> **What the task asks**: Set the listing down again exactly, please, apart from its pictures.

** begin **

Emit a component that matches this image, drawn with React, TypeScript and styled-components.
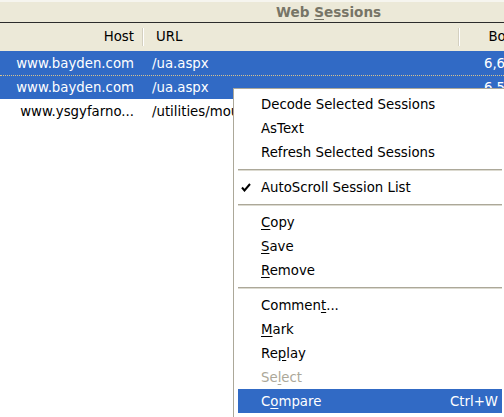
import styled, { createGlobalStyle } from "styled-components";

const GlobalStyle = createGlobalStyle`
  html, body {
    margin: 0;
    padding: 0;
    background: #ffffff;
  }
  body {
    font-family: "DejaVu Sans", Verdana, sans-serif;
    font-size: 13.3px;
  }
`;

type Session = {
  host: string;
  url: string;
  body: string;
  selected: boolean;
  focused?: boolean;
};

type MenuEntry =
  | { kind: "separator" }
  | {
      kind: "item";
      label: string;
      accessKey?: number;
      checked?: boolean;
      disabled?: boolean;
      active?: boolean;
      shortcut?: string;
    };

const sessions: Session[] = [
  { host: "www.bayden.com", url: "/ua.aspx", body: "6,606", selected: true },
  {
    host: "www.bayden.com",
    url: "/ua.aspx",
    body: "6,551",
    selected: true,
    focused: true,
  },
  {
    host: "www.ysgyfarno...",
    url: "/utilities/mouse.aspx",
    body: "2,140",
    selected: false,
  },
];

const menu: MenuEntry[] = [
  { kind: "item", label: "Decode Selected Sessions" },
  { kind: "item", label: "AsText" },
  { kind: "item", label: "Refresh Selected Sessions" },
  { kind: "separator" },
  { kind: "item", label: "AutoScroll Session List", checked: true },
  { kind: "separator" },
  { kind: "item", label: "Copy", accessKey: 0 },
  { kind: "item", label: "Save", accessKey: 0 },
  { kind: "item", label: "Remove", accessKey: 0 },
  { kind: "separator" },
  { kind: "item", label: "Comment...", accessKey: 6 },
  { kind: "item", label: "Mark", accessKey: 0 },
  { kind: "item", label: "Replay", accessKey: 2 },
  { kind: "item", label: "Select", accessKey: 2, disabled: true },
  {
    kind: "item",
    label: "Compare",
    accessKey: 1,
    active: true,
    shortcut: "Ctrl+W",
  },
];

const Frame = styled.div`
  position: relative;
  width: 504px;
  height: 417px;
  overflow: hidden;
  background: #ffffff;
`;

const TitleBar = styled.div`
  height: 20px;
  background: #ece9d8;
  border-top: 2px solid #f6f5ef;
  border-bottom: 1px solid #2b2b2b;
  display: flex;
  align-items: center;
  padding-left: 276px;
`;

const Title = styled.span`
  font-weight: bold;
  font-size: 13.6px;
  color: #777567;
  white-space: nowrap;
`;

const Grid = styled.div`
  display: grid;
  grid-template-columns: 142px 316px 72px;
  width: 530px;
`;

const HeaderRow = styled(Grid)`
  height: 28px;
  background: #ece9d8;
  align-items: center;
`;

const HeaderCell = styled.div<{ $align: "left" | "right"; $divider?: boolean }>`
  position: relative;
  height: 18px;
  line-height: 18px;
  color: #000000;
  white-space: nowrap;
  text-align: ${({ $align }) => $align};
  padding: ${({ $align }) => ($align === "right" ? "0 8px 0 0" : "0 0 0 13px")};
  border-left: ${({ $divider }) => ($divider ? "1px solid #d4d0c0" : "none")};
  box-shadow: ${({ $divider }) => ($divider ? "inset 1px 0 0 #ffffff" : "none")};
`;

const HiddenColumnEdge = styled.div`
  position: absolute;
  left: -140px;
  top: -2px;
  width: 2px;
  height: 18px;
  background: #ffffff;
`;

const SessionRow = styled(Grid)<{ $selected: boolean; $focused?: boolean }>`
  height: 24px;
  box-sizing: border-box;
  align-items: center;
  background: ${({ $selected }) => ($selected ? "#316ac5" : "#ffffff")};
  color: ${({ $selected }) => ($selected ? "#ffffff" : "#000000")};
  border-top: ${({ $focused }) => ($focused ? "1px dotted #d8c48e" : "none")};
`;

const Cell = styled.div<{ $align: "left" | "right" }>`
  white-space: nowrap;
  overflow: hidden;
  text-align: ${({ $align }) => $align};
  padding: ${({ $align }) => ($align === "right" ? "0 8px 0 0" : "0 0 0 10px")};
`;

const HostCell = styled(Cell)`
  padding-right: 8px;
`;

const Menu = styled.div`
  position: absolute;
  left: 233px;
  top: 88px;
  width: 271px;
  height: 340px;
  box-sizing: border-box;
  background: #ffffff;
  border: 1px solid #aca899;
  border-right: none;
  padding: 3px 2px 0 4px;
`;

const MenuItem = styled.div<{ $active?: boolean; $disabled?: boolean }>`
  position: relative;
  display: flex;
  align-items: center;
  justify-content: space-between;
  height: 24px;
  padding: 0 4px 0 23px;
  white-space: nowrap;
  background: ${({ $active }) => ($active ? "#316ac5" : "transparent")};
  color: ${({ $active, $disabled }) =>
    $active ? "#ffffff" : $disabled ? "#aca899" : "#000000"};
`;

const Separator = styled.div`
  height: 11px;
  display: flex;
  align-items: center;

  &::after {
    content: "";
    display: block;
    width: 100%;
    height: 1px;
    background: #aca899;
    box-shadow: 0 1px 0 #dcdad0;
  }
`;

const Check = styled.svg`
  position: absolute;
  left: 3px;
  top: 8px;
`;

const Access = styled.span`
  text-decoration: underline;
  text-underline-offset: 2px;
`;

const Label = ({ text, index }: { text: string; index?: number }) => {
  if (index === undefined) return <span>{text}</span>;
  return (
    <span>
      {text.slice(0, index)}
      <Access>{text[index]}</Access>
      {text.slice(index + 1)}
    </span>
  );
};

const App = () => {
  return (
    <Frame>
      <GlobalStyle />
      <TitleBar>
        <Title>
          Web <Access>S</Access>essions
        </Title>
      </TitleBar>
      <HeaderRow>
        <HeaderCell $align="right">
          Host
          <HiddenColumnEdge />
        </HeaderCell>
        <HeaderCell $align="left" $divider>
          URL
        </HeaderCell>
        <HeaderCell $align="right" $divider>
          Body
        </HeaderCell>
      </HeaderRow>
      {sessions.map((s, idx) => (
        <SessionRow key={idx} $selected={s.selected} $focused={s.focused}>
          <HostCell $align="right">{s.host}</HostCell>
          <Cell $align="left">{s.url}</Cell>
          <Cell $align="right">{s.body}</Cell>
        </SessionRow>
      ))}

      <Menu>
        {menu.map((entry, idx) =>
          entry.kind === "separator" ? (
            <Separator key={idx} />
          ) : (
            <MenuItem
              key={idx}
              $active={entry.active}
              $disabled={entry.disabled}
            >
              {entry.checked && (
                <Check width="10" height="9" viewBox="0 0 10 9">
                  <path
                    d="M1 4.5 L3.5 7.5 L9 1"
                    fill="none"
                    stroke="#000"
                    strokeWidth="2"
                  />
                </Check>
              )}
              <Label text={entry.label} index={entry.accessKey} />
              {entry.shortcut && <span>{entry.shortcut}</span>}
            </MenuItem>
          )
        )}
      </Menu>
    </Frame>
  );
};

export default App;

** end **

> **Reply**:
Emit a component that matches this image, drawn with React, TypeScript and styled-components.
import styled, { createGlobalStyle } from "styled-components";

const GlobalStyle = createGlobalStyle`
  html, body {
    margin: 0;
    padding: 0;
    background: #ffffff;
  }
  body {
    font-family: "DejaVu Sans", Verdana, sans-serif;
    font-size: 13.3px;
  }
`;

type Session = {
  host: string;
  url: string;
  body: string;
  selected: boolean;
  focused?: boolean;
};

type MenuEntry =
  | { kind: "separator" }
  | {
      kind: "item";
      label: string;
      accessKey?: number;
      checked?: boolean;
      disabled?: boolean;
      active?: boolean;
      shortcut?: string;
    };

const sessions: Session[] = [
  { host: "www.bayden.com", url: "/ua.aspx", body: "6,606", selected: true },
  {
    host: "www.bayden.com",
    url: "/ua.aspx",
    body: "6,551",
    selected: true,
    focused: true,
  },
  {
    host: "www.ysgyfarno...",
    url: "/utilities/mouse.aspx",
    body: "2,140",
    selected: false,
  },
];

const menu: MenuEntry[] = [
  { kind: "item", label: "Decode Selected Sessions" },
  { kind: "item", label: "AsText" },
  { kind: "item", label: "Refresh Selected Sessions" },
  { kind: "separator" },
  { kind: "item", label: "AutoScroll Session List", checked: true },
  { kind: "separator" },
  { kind: "item", label: "Copy", accessKey: 0 },
  { kind: "item", label: "Save", accessKey: 0 },
  { kind: "item", label: "Remove", accessKey: 0 },
  { kind: "separator" },
  { kind: "item", label: "Comment...", accessKey: 6 },
  { kind: "item", label: "Mark", accessKey: 0 },
  { kind: "item", label: "Replay", accessKey: 2 },
  { kind: "item", label: "Select", accessKey: 2, disabled: true },
  {
    kind: "item",
    label: "Compare",
    accessKey: 1,
    active: true,
    shortcut: "Ctrl+W",
  },
];

const Frame = styled.div`
  position: relative;
  width: 504px;
  height: 417px;
  overflow: hidden;
  background: #ffffff;
`;

const TitleBar = styled.div`
  height: 20px;
  background: #ece9d8;
  border-top: 2px solid #f6f5ef;
  border-bottom: 1px solid #2b2b2b;
  display: flex;
  align-items: center;
  padding-left: 276px;
`;

const Title = styled.span`
  font-weight: bold;
  font-size: 13.6px;
  color: #777567;
  white-space: nowrap;
`;

const Grid = styled.div`
  display: grid;
  grid-template-columns: 142px 316px 72px;
  width: 530px;
`;

const HeaderRow = styled(Grid)`
  height: 28px;
  background: #ece9d8;
  align-items: center;
`;

const HeaderCell = styled.div<{ $align: "left" | "right"; $divider?: boolean }>`
  position: relative;
  height: 18px;
  line-height: 18px;
  color: #000000;
  white-space: nowrap;
  text-align: ${({ $align }) => $align};
  padding: ${({ $align }) => ($align === "right" ? "0 8px 0 0" : "0 0 0 13px")};
  border-left: ${({ $divider }) => ($divider ? "1px solid #d4d0c0" : "none")};
  box-shadow: ${({ $divider }) => ($divider ? "inset 1px 0 0 #ffffff" : "none")};
`;

const HiddenColumnEdge = styled.div`
  position: absolute;
  left: -140px;
  top: -2px;
  width: 2px;
  height: 18px;
  background: #ffffff;
`;

const SessionRow = styled(Grid)<{ $selected: boolean; $focused?: boolean }>`
  height: 24px;
  box-sizing: border-box;
  align-items: center;
  background: ${({ $selected }) => ($selected ? "#316ac5" : "#ffffff")};
  color: ${({ $selected }) => ($selected ? "#ffffff" : "#000000")};
  border-top: ${({ $focused }) => ($focused ? "1px dotted #d8c48e" : "none")};
`;

const Cell = styled.div<{ $align: "left" | "right" }>`
  white-space: nowrap;
  overflow: hidden;
  text-align: ${({ $align }) => $align};
  padding: ${({ $align }) => ($align === "right" ? "0 8px 0 0" : "0 0 0 10px")};
`;

const HostCell = styled(Cell)`
  padding-right: 8px;
`;

const Menu = styled.div`
  position: absolute;
  left: 233px;
  top: 88px;
  width: 271px;
  height: 340px;
  box-sizing: border-box;
  background: #ffffff;
  border: 1px solid #aca899;
  border-right: none;
  padding: 3px 2px 0 4px;
`;

const MenuItem = styled.div<{ $active?: boolean; $disabled?: boolean }>`
  position: relative;
  display: flex;
  align-items: center;
  justify-content: space-between;
  height: 24px;
  padding: 0 4px 0 23px;
  white-space: nowrap;
  background: ${({ $active }) => ($active ? "#316ac5" : "transparent")};
  color: ${({ $active, $disabled }) =>
    $active ? "#ffffff" : $disabled ? "#aca899" : "#000000"};
`;

const Separator = styled.div`
  height: 11px;
  display: flex;
  align-items: center;

  &::after {
    content: "";
    display: block;
    width: 100%;
    height: 1px;
    background: #aca899;
    box-shadow: 0 1px 0 #dcdad0;
  }
`;

const Check = styled.svg`
  position: absolute;
  left: 3px;
  top: 8px;
`;

const Access = styled.span`
  text-decoration: underline;
  text-underline-offset: 2px;
`;

const Label = ({ text, index }: { text: string; index?: number }) => {
  if (index === undefined) return <span>{text}</span>;
  return (
    <span>
      {text.slice(0, index)}
      <Access>{text[index]}</Access>
      {text.slice(index + 1)}
    </span>
  );
};

const App = () => {
  return (
    <Frame>
      <GlobalStyle />
      <TitleBar>
        <Title>
          Web <Access>S</Access>essions
        </Title>
      </TitleBar>
      <HeaderRow>
        <HeaderCell $align="right">
          Host
          <HiddenColumnEdge />
        </HeaderCell>
        <HeaderCell $align="left" $divider>
          URL
        </HeaderCell>
        <HeaderCell $align="right" $divider>
          Body
        </HeaderCell>
      </HeaderRow>
      {sessions.map((s, idx) => (
        <SessionRow key={idx} $selected={s.selected} $focused={s.focused}>
          <HostCell $align="right">{s.host}</HostCell>
          <Cell $align="left">{s.url}</Cell>
          <Cell $align="right">{s.body}</Cell>
        </SessionRow>
      ))}

      <Menu>
        {menu.map((entry, idx) =>
          entry.kind === "separator" ? (
            <Separator key={idx} />
          ) : (
            <MenuItem
              key={idx}
              $active={entry.active}
              $disabled={entry.disabled}
            >
              {entry.checked && (
                <Check width="10" height="9" viewBox="0 0 10 9">
                  <path
                    d="M1 4.5 L3.5 7.5 L9 1"
                    fill="none"
                    stroke="#000"
                    strokeWidth="2"
                  />
                </Check>
              )}
              <Label text={entry.label} index={entry.accessKey} />
              {entry.shortcut && <span>{entry.shortcut}</span>}
            </MenuItem>
          )
        )}
      </Menu>
    </Frame>
  );
};

export default App;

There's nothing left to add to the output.